La trama arranca con el reclutamiento de los peones rurales que, embarcados hacia el yerbatal, exhiben desde el inicio las injusticias que padecen. Entre ellos se encuentra el protagonista —interpretado por Ángel Magaña— víctima de los abusos del capataz Köhner, encarnado por Francisco Petrone. En ese mismo barco, el mensú descubre a su enamorada, Elisa Galvé, quien acompaña a su padre, Raúl de Lange, el médico encargado de atender a los trabajadores enfermos.
El médico es un extranjero a quien la lluvia lo atrapó en la tierra del litoral y por eso recurre a la bebida, en cuyo estado se revela la verdad brutal de su existencia. Aunque se jacta de tener el mejor bastón del mundo, vive como si ya no tuviera ningún apoyo, y aunque se dedica a salvar la vida, esta y la muerte se le hacen muy similares.
El capataz, por su parte, es un hombre que no sabe que amar es comprender y, por lo tanto, ni ama ni entiende a Chinita, ni tampoco a la tierra que pretende dominar a fuerza de machetazos.
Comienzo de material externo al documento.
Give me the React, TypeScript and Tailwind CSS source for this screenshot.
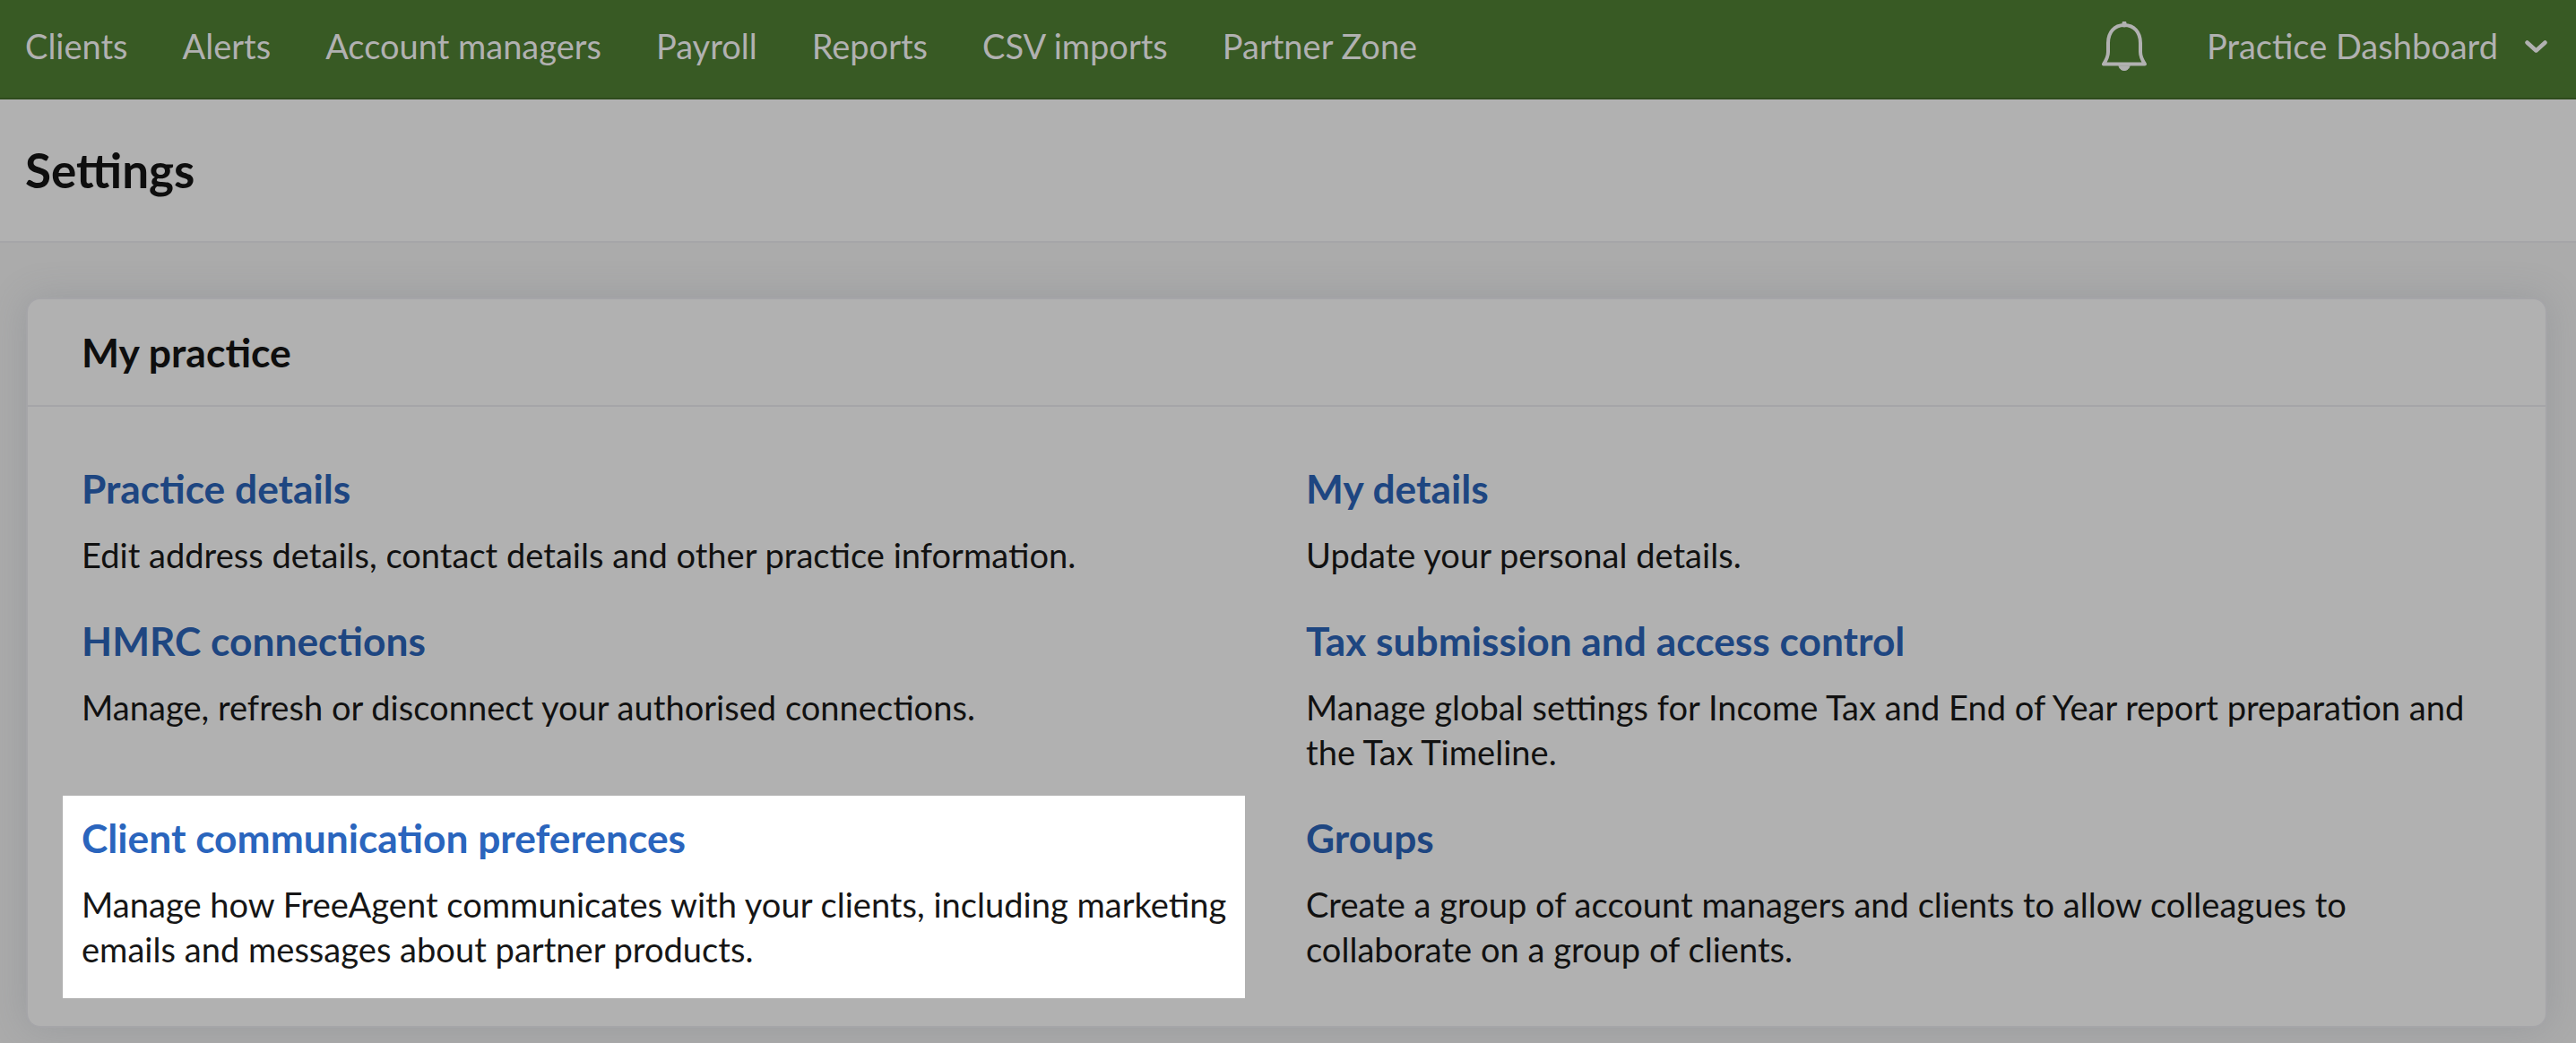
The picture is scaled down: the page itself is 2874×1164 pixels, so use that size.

Cuando descubre que ella lo desprecia y que su corazón pertenece al mensú, inicia un camino de violencia que desemboca en una de las escenas más crudas de la película: una caminata a latigazos que hiela la sangre y, al mismo tiempo, genera fascinación.
De manera similar a como lo haría más tarde en Tres hombres del río (1943), Soffici convierte al paisaje en protagonista: la tierra no es un telón de fondo, sino el destino mismo de los personajes, la fuerza que los arrastra hacia la tragedia. En el final, aunque la película sea en blanco y negro, los personajes han sido tan marcados por el peso de la tierra que, mientras el mensú se aferra a ella, casi podemos dilucidar su tono rojizo.